If we’re going trayless to eradicate hunger, there are better ways, and probably even other sources of waste in our food services, that can provide the same financial resources. If we’re doing it to save water, I hate to be the one to break the fact that the dishwashers run during mealtimes regardless of how many dishes are going through. If we’re trying to keep people from taking as much food, there are more polite ways of reminding them rather than punishing the people with big appetites who need two plates of food. If the idea is to save money, well, I already make enough sacrifices to pad Bon Appetit’s bottom line by not being able to take out coffee in the morning.
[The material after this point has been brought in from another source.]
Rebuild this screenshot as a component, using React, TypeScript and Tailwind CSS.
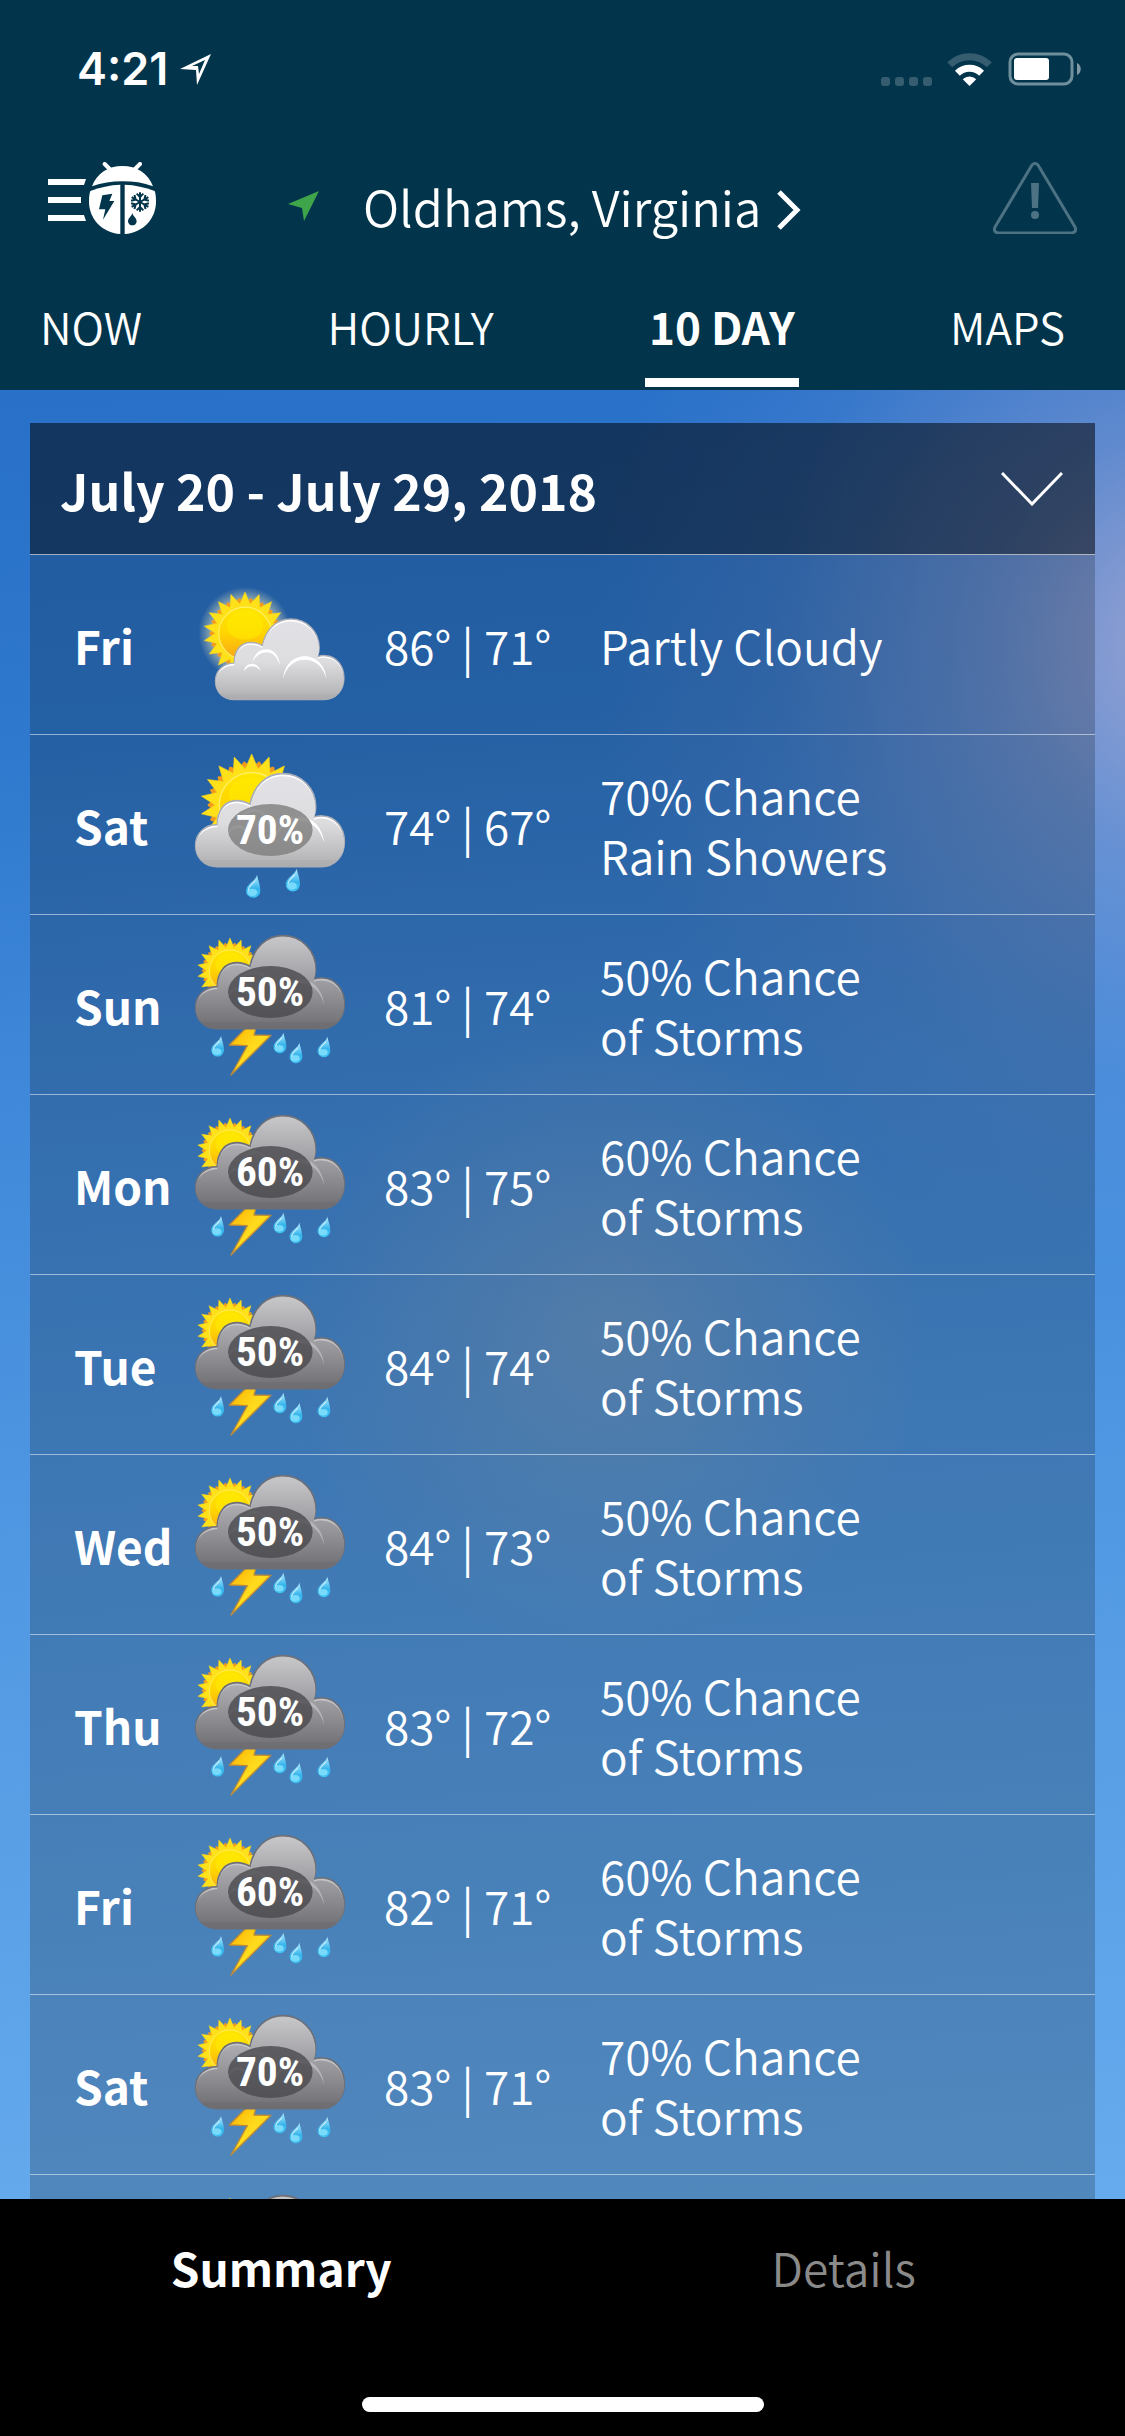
import { useId } from 'react';

type Sky = 'partly' | 'rain' | 'storm';
type Day = { day: string; high: number; low: number; sky: Sky; chance?: string; text: string[] };

const days: Day[] = [
  { day: 'Fri', high: 86, low: 71, sky: 'partly', text: ['Partly Cloudy'] },
  { day: 'Sat', high: 74, low: 67, sky: 'rain', chance: '70%', text: ['70% Chance', 'Rain Showers'] },
  { day: 'Sun', high: 81, low: 74, sky: 'storm', chance: '50%', text: ['50% Chance', 'of Storms'] },
  { day: 'Mon', high: 83, low: 75, sky: 'storm', chance: '60%', text: ['60% Chance', 'of Storms'] },
  { day: 'Tue', high: 84, low: 74, sky: 'storm', chance: '50%', text: ['50% Chance', 'of Storms'] },
  { day: 'Wed', high: 84, low: 73, sky: 'storm', chance: '50%', text: ['50% Chance', 'of Storms'] },
  { day: 'Thu', high: 83, low: 72, sky: 'storm', chance: '50%', text: ['50% Chance', 'of Storms'] },
  { day: 'Fri', high: 82, low: 71, sky: 'storm', chance: '60%', text: ['60% Chance', 'of Storms'] },
  { day: 'Sat', high: 83, low: 71, sky: 'storm', chance: '70%', text: ['70% Chance', 'of Storms'] },
];

const tabs = [
  { label: 'NOW', width: 'w-[136px]' },
  { label: 'HOURLY', width: '' },
  { label: '10 DAY', width: '', active: true },
  { label: 'MAPS', width: '' },
];

const CLOUD =
  'M142 380C100 380 77 350 77 316C77 280 104 254 142 254C142 210 165 182 200 182C215 182 228 186 240 193C252 135 290 101 338 101C395 101 437 145 437 200C437 212 435 222 431 232C440 228 450 227 460 228C498 230 523 265 523 305C523 348 495 380 455 380Z';

function star(points: number, outer: number, inner: number, turn: number) {
  const out: string[] = [];
  for (let i = 0; i < points * 2; i++) {
    const r = i % 2 ? inner : outer;
    const a = ((i * 180) / points + turn - 90) * (Math.PI / 180);
    out.push(`${(r * Math.cos(a)).toFixed(1)},${(r * Math.sin(a)).toFixed(1)}`);
  }
  return out.join(' ');
}

const RAYS = star(18, 153, 110, 0);
const SHADOW_RAYS = star(18, 128, 106, 10);

function Sun({ id, at, glow }: { id: string; at: string; glow?: boolean }) {
  return (
    <g transform={at}>
      {glow && <circle r="172" fill={`url(#${id}-glow)`} />}
      <polygon points={SHADOW_RAYS} fill="#f39a1d" stroke="#f39a1d" strokeWidth="8" strokeLinejoin="round" />
      <polygon points={RAYS} fill="#ffe11a" stroke="#f6d21c" strokeWidth="2" />
      <circle r="97" fill={`url(#${id}-sun)`} stroke="#fff06a" strokeWidth="4" />
      <ellipse cy="-30" rx="68" ry="54" fill="#ffee00" opacity="0.5" />
    </g>
  );
}

function Cloud({ id, at, dark }: { id: string; at: string; dark?: boolean }) {
  const edge = dark ? '#c4c4c7' : '#ffffff';
  return (
    <g transform={at}>
      <path d={CLOUD} fill={edge} stroke={dark ? '#6d7078' : '#a9adb8'} strokeWidth="5" />
      <g clipPath={`url(#${id}-clip)`}>
        <path d={CLOUD} transform="translate(0 8)" fill={`url(#${id}-cloud)`} />
        <rect x="77" y="360" width="446" height="22" fill={dark ? '#6b6b70' : '#a9a9ac'} opacity="0.5" />
      </g>
      <g fill={edge} opacity={dark ? 0.7 : 1}>
        <path d="M312 307C316 262 345 230 387 230C428 230 458 262 463 310C452 268 425 242 387 242C350 242 322 268 312 307Z" />
        <path d="M205 250C212 222 230 206 254 206C280 206 299 230 300 262C291 232 276 216 254 216C234 216 216 230 205 250Z" />
        <path d="M175 284C178 266 189 256 204 256C219 256 230 266 233 282C226 271 217 265 204 265C191 265 181 272 175 284Z" />
      </g>
    </g>
  );
}

function Drop({ id, x, y, size = 1 }: { id: string; x: number; y: number; size?: number }) {
  return (
    <g transform={`translate(${x} ${y}) scale(${size})`}>
      <path d="M0 0C-3 18-33 27-33 47A21 21 0 0 0 10 47C10 30 4 18 0 0Z" fill={`url(#${id}-drop)`} />
      <ellipse cx="-14" cy="52" rx="15" ry="11" fill="#8fe6ff" opacity="0.75" />
      <path d="M-6 18C-12 27-25 34-26 45" fill="none" stroke="#d9f6ff" strokeWidth="4" strokeLinecap="round" opacity="0.8" />
    </g>
  );
}

function SkyIcon({ sky, chance, className }: { sky: Sky; chance?: string; className: string }) {
  const id = useId();
  const dark = sky === 'storm';
  const cy = dark ? 216 : 270;
  return (
    <svg viewBox="60 0 480 510" className={className} role="img" aria-label={sky}>
      <defs>
        <linearGradient id={`${id}-sun`} x1="0" y1="0" x2="0" y2="1">
          <stop offset="0" stopColor="#ffe600" />
          <stop offset="0.5" stopColor="#ffd400" />
          <stop offset="1" stopColor="#f9a51a" />
        </linearGradient>
        <radialGradient id={`${id}-glow`}>
          <stop offset="0.6" stopColor="#fff7c0" stopOpacity="0.7" />
          <stop offset="1" stopColor="#fff7c0" stopOpacity="0" />
        </radialGradient>
        <linearGradient id={`${id}-cloud`} x1="0" y1="0" x2="0" y2="1">
          <stop offset="0" stopColor={dark ? '#c6c6c9' : '#e2e2e6'} />
          <stop offset="0.5" stopColor={dark ? '#9b9b9f' : '#dddde0'} />
          <stop offset="1" stopColor={dark ? '#6c6c70' : '#adadb0'} />
        </linearGradient>
        <linearGradient id={`${id}-drop`} x1="0" y1="0" x2="0" y2="1">
          <stop offset="0" stopColor="#b5ecff" />
          <stop offset="0.6" stopColor="#35b4ec" />
          <stop offset="1" stopColor="#3fc4f5" />
        </linearGradient>
        <linearGradient id={`${id}-bolt`} x1="0" y1="0" x2="1" y2="1">
          <stop offset="0" stopColor="#ffb000" />
          <stop offset="0.5" stopColor="#ffdc1e" />
          <stop offset="1" stopColor="#ffa800" />
        </linearGradient>
        <clipPath id={`${id}-clip`}>
          <path d={CLOUD} />
        </clipPath>
      </defs>

      {sky === 'partly' && (
        <>
          <Sun id={id} at="translate(225 220) scale(0.81)" glow />
          <Cloud id={id} at="translate(70 90) scale(0.864)" />
        </>
      )}
      {sky === 'rain' && (
        <>
          <Sun id={id} at="translate(245 195)" />
          <Cloud id={id} at="translate(0 0)" />
          <Drop id={id} x={261} y={405} />
          <Drop id={id} x={380} y={386} />
        </>
      )}
      {sky === 'storm' && (
        <>
          <Sun id={id} at="translate(180 152) scale(0.64)" />
          <polygon
            points="232,320 259,320 252,345 303,346 183,465 232,377 178,375"
            fill={`url(#${id}-bolt)`}
            stroke="#b98a3a"
            strokeWidth="4"
            strokeLinejoin="round"
          />
          <Cloud id={id} at="translate(0 -54)" dark />
          <Drop id={id} x={153} y={348} size={0.9} />
          <Drop id={id} x={340} y={338} size={0.9} />
          <Drop id={id} x={388} y={368} size={0.9} />
          <Drop id={id} x={472} y={350} size={0.9} />
        </>
      )}
      {chance && (
        <>
          <ellipse cx="301" cy={cy} rx="127" ry="78" fill={dark ? '#4a4a4d' : '#7d7d7d'} opacity="0.8" />
          <text
            x="300"
            y={cy + 42}
            textAnchor="middle"
            fill="#fff"
            className="text-[124px] font-bold [font-family:'Roboto_Condensed','Liberation_Sans',sans-serif]"
          >
            {chance}
          </text>
        </>
      )}
    </svg>
  );
}

function BugLogo() {
  return (
    <svg viewBox="54 66 324 216" className="h-[72px] w-[108px]" fill="#fff" aria-hidden="true">
      <path d="M54 117H168L162 135H54ZM54 171H153V189H54ZM54 225H162L168 243H54Z" />
      <path d="M224 72L242 90M330 72L312 90" stroke="#fff" strokeWidth="12" strokeLinecap="round" />
      <path d="M186 139C200 100 235 78 277 78C320 78 355 100 369 139C340 128 310 124 277 124C245 124 215 129 186 139Z" />
      <path d="M271 134V282C215 278 177 235 177 185C177 172 178 162 181 153C210 142 240 135 271 134Z" />
      <path d="M284 134V282C340 278 378 235 378 185C378 172 377 162 374 153C345 142 315 135 284 134Z" />
      <path d="M217 166L247 161L238 183L253 183L219 239L226 208H207Z" fill="#02354b" />
      <path d="M307 220C303 231 294 235 294 244A13 12 0 0 0 320 244C320 235 311 231 307 220Z" fill="#02354b" />
      <g stroke="#02354b" strokeWidth="6">
        {[0, 60, 120, 180, 240, 300].map((a) => (
          <path key={a} d="M330 186V157M320 161L330 171L340 161" fill="none" transform={`rotate(${a} 330 186)`} />
        ))}
      </g>
    </svg>
  );
}

function StatusBar() {
  return (
    <div className="flex items-center justify-between pt-11 pr-11 pl-[77px]">
      <div className="flex items-center gap-3">
        <span className="text-[45px] leading-[50px] font-semibold [font-family:Inter,'Liberation_Sans',sans-serif]">4:21</span>
        <svg viewBox="0 0 31 31" className="size-[31px]" fill="#fff" fillRule="evenodd" aria-hidden="true">
          <path d="M31 0L17 31L16 16L0 15ZM25 6L12 12H18L19 20Z" />
        </svg>
      </div>
      <div className="flex items-center">
        <div className="mt-6 flex gap-[5px]">
          {[0, 1, 2, 3].map((i) => (
            <span key={i} className="size-[9px] rounded-[3px] bg-[#355d6f]" />
          ))}
        </div>
        <svg viewBox="380 34 140 104" className="ml-[14px] h-[35px] w-[47px]" fill="none" aria-hidden="true">
          <path d="M391 72A84 84 0 0 1 509 72" stroke="#355d6f" strokeWidth="21" />
          <path d="M414 97A52 52 0 0 1 486 97" stroke="#fff" strokeWidth="21" />
          <path d="M450 135L430 115A28 28 0 0 1 470 115Z" fill="#fff" />
        </svg>
        <svg viewBox="0 0 73 34" className="ml-[15px] h-[34px] w-[73px]" fill="none" aria-hidden="true">
          <rect x="2" y="2" width="62" height="30" rx="8" stroke="#6f8f9d" strokeWidth="3" />
          <rect x="6" y="6" width="35" height="22" rx="3" fill="#fff" />
          <path d="M69 11C74 13 74 21 69 23Z" fill="#8099a5" />
        </svg>
      </div>
    </div>
  );
}

function DayRow({ item }: { item: Day }) {
  return (
    <li className="flex h-[180px] items-center border-b border-white/50 pl-[44px]">
      <span className="w-[116px] text-[46px] leading-[60px] font-bold whitespace-nowrap">{item.day}</span>
      <SkyIcon sky={item.sky} chance={item.chance} className="h-[170px] w-40 shrink-0" />
      <span className="ml-[34px] w-[216px] shrink-0 text-[46px] leading-[60px] whitespace-nowrap">
        {item.high}° | {item.low}°
      </span>
      <p className="text-[46px] leading-[60px] whitespace-nowrap">
        {item.text.map((line) => (
          <span key={line} className="block">
            {line}
          </span>
        ))}
      </p>
    </li>
  );
}

export default function App() {
  return (
    <div className="flex h-screen flex-col overflow-hidden bg-black font-[350] text-white [font-family:'Noto_Sans_CJK_SC','Open_Sans',sans-serif]">
      <header className="bg-[#02354b] pb-[3px]">
        <StatusBar />

        <div className="mt-[68px] flex items-start px-12">
          <button type="button" aria-label="Menu">
            <BugLogo />
          </button>
          <button type="button" className="mt-4 ml-[132px] flex items-center text-[49px] leading-[56px] whitespace-nowrap">
            <svg viewBox="0 0 31 30" className="h-[30px] w-[31px]" fill="#3fa54a" aria-hidden="true">
              <path d="M31 0L16 30L14 17L0 13Z" />
            </svg>
            <span className="ml-11">Oldhams, Virginia</span>
            <svg viewBox="0 0 24 40" className="mt-2 ml-4 h-10 w-6" fill="none" stroke="#fff" strokeWidth="5" aria-hidden="true">
              <path d="M2 2L20 20L2 38" />
            </svg>
          </button>
          <button type="button" aria-label="Alerts" className="ml-auto">
            <svg viewBox="0 0 84 72" className="h-[72px] w-[84px]" fill="none" aria-hidden="true">
              <path d="M39 3Q42 0 45 3L82 65Q84 70 79 71H5Q0 70 2 65Z" stroke="#4d7283" strokeWidth="3" strokeLinejoin="round" />
              <path d="M38 21H46L45 46H39Z" fill="#4d7283" />
              <circle cx="42" cy="53" r="4" fill="#4d7283" />
            </svg>
          </button>
        </div>

        <nav className="mt-[68px] flex justify-between pr-[60px] pl-10">
          {tabs.map((tab) => (
            <a
              key={tab.label}
              href="#"
              className={`border-b-[9px] pb-7 text-[44px] leading-[48px] whitespace-nowrap ${tab.width} ${
                tab.active ? 'border-white px-1 font-bold' : 'border-transparent'
              }`}
            >
              {tab.label}
            </a>
          ))}
        </nav>
      </header>

      <main className="min-h-0 flex-1 overflow-hidden bg-[radial-gradient(ellipse_600px_620px_at_106%_14%,rgba(190,178,212,0.75),rgba(160,165,212,0.45)_35%,rgba(140,155,215,0.14)_70%,transparent),radial-gradient(circle_320px_at_54%_52%,rgba(145,170,195,0.42),transparent),linear-gradient(176deg,#2870c8_0%,#2e78cd_18%,#4089da_38%,#5098e2_62%,#66abed_100%)] px-[30px] pt-[33px]">
        <section className="bg-black/20">
          <button
            type="button"
            className="flex h-[132px] w-full items-center justify-between border-b border-white/60 bg-black/40 pr-8 pl-[30px]"
          >
            <span className="text-[50px] leading-[60px] font-bold whitespace-nowrap">July 20 - July 29, 2018</span>
            <svg viewBox="0 0 62 34" className="h-[34px] w-[62px]" fill="none" stroke="#fff" strokeWidth="3" aria-hidden="true">
              <path d="M1 1L31 32L61 1" />
            </svg>
          </button>
          <ul>
            {days.map((item, i) => (
              <DayRow key={i} item={item} />
            ))}
            <li className="h-[180px] pt-[5px] pl-40">
              <SkyIcon sky="storm" className="h-[170px] w-40" />
            </li>
          </ul>
        </section>
      </main>

      <footer className="bg-black pt-[38px] pb-6">
        <div className="grid grid-cols-2 text-center text-[46px] leading-[60px]">
          <button type="button" className="font-bold">
            Summary
          </button>
          <button type="button" className="text-[#8a8a8a]">
            Details
          </button>
        </div>
        <div className="mx-auto mt-[100px] h-[15px] w-[402px] rounded-full bg-white" />
      </footer>
    </div>
  );
}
Of course, doing anything other than cutting actual food waste is to ignore the central issue that we are wasting food. I’m not saying I have a solution, but I have one idea: if the inconvenience students see in going trayless is that it forces them to carry too many dishes, it seems like that is the problem we should address. Rather than giving out full plates of food every time somebody wants a side dish, we can lump it on their trays in smaller portions. Call it a loss of dignity, but I think going plateless might work, and the trays are just as clean as the plates. I know it probably violates some health codes or something, but it is a good, quirky Carleton solution.

We all want to waste less food, and students are sure to be receptive to the idea of taking less, but most probably prioritize their ability to eat in comfort over the pain of the idea that they are contributing biodegradable material to America’s compost heaps and landfills. The effort to change peoples’ habits of taking too much food is much more likely to be successful if it does not hinge on making their lives more difficult. Also, going back to that original image, the whole trayless thing might really hurt the readership of my column, and we all know what a blow that would be to this campus.

-Kyle Kramer is a Carletonian columnist.